▶ **Source data**:
══════════════════════════════
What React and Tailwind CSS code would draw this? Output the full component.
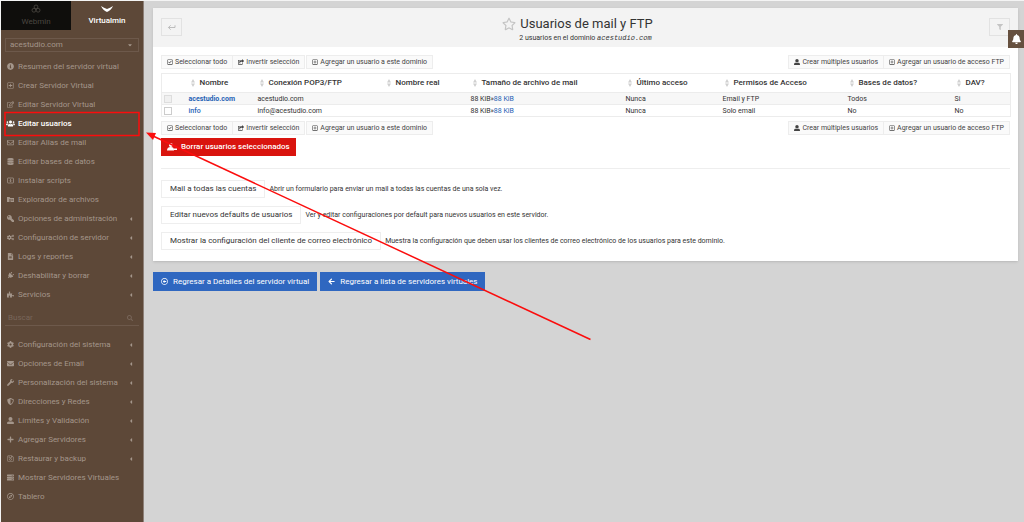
══════════════════════════════
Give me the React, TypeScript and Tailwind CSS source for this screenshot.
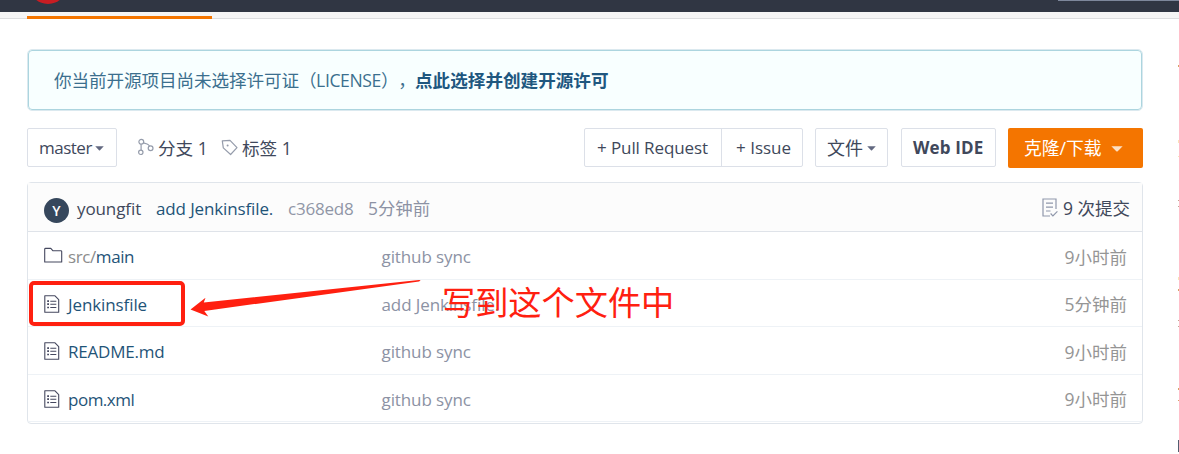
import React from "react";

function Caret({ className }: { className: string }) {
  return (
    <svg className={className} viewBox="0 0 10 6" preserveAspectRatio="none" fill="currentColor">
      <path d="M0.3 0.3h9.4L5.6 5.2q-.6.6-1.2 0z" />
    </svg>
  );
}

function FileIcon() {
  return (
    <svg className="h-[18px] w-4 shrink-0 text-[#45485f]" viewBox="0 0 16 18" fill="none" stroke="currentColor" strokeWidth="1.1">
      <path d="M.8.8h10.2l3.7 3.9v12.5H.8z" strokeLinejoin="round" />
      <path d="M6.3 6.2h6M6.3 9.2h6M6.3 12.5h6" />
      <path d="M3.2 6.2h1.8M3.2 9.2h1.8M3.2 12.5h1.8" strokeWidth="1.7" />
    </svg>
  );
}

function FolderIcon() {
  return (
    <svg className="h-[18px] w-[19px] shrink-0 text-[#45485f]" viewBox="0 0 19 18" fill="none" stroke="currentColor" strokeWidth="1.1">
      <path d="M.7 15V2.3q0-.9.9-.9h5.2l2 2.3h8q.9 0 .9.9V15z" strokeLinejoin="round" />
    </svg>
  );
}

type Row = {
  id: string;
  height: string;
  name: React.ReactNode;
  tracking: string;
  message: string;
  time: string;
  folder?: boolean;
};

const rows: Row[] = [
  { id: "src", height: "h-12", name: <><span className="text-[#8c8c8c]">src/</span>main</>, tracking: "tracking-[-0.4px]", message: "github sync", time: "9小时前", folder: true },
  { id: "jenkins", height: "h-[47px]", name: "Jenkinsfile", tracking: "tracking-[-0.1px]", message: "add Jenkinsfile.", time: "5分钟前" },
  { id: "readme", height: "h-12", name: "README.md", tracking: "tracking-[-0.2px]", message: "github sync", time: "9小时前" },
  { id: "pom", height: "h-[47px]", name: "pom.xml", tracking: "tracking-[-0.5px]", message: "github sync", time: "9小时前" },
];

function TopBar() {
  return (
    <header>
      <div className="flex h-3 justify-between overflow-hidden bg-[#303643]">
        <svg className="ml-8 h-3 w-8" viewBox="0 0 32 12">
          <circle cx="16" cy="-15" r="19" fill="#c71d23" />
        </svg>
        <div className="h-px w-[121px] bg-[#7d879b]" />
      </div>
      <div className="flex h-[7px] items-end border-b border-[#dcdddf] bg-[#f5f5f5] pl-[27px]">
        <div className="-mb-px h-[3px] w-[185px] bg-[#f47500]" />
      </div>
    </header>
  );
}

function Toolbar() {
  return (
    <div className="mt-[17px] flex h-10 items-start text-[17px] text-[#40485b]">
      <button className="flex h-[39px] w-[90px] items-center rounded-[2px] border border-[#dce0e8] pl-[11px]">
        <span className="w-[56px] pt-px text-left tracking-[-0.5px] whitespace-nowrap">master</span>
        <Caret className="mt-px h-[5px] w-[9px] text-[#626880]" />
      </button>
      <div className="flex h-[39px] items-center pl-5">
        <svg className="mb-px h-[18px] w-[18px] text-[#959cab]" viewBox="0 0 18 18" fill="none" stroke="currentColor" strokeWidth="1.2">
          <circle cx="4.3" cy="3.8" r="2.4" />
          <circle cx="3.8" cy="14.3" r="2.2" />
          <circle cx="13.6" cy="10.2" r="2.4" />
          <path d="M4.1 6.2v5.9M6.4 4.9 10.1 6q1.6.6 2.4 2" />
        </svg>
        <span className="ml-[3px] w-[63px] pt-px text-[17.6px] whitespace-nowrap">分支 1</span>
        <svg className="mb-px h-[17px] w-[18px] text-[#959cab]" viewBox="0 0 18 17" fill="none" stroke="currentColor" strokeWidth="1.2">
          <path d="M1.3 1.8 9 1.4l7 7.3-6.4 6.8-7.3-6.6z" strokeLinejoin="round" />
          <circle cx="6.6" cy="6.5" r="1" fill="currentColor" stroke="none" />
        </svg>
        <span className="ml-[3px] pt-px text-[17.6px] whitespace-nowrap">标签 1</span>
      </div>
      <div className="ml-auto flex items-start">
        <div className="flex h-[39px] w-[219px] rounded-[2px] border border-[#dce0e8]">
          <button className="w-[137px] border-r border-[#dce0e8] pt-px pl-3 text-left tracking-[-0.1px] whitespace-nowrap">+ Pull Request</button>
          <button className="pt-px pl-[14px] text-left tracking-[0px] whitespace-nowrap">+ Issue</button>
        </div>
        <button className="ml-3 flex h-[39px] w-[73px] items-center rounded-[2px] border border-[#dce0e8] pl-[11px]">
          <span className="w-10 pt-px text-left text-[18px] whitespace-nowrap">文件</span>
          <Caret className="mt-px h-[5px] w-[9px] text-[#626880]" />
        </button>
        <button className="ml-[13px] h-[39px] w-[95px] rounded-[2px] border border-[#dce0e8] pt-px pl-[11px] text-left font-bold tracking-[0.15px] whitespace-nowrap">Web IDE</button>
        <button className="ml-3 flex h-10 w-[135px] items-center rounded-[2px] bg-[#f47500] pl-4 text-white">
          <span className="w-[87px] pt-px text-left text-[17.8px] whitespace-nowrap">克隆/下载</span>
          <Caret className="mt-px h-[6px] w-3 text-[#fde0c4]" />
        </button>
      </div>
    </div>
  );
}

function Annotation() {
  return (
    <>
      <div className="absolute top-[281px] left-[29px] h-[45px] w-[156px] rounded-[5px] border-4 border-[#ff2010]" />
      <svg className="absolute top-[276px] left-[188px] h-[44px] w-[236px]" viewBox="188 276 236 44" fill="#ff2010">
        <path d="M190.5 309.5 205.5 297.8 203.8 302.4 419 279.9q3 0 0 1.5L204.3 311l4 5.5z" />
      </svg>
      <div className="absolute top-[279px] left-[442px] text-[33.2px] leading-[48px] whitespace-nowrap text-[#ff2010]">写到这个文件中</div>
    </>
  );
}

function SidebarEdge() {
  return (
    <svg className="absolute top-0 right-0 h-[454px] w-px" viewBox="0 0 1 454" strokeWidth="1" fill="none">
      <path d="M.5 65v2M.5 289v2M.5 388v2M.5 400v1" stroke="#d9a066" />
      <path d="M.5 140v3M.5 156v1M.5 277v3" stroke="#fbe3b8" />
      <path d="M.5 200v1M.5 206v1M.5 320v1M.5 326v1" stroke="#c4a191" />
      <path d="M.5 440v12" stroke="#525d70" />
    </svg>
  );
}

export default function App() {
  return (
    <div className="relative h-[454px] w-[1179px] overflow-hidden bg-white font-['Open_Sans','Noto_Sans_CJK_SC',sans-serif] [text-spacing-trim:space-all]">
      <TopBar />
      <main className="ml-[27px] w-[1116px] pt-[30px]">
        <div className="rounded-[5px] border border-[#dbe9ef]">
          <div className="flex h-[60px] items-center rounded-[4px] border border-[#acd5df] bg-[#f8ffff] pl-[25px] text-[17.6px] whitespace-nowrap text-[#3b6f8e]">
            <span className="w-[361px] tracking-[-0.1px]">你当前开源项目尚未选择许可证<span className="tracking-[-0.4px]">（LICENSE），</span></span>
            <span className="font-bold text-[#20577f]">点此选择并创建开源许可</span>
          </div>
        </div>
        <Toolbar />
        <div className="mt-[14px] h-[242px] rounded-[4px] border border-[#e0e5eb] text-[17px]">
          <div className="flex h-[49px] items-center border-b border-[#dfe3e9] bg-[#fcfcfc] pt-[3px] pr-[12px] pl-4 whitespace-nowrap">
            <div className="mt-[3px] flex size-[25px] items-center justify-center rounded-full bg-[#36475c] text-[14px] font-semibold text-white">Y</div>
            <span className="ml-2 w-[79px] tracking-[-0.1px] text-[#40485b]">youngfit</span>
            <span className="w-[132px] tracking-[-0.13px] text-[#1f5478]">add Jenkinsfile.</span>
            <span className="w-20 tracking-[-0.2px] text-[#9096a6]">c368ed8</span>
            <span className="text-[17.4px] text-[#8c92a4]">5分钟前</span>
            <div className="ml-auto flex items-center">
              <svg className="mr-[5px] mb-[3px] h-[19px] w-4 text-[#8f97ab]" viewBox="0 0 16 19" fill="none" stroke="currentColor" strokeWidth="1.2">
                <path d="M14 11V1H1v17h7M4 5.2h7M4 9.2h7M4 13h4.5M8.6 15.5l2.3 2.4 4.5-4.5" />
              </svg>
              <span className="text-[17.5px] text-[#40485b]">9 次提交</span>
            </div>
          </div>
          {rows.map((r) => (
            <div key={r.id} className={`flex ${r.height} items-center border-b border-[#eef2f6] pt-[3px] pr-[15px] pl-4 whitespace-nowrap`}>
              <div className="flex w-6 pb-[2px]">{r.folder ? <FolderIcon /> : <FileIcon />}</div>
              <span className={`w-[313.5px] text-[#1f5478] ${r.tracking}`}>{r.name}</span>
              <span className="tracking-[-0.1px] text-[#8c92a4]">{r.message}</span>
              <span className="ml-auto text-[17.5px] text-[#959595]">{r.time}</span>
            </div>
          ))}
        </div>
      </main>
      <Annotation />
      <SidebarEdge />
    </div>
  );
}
══════════════════════════════
▶ **Task statement**: Gather, from the listing above, every line carrying the word "React".

▶ **Written answer**:
What React and Tailwind CSS code would draw this? Output the full component.
Give me the React, TypeScript and Tailwind CSS source for this screenshot.
import React from "react";
  name: React.ReactNode;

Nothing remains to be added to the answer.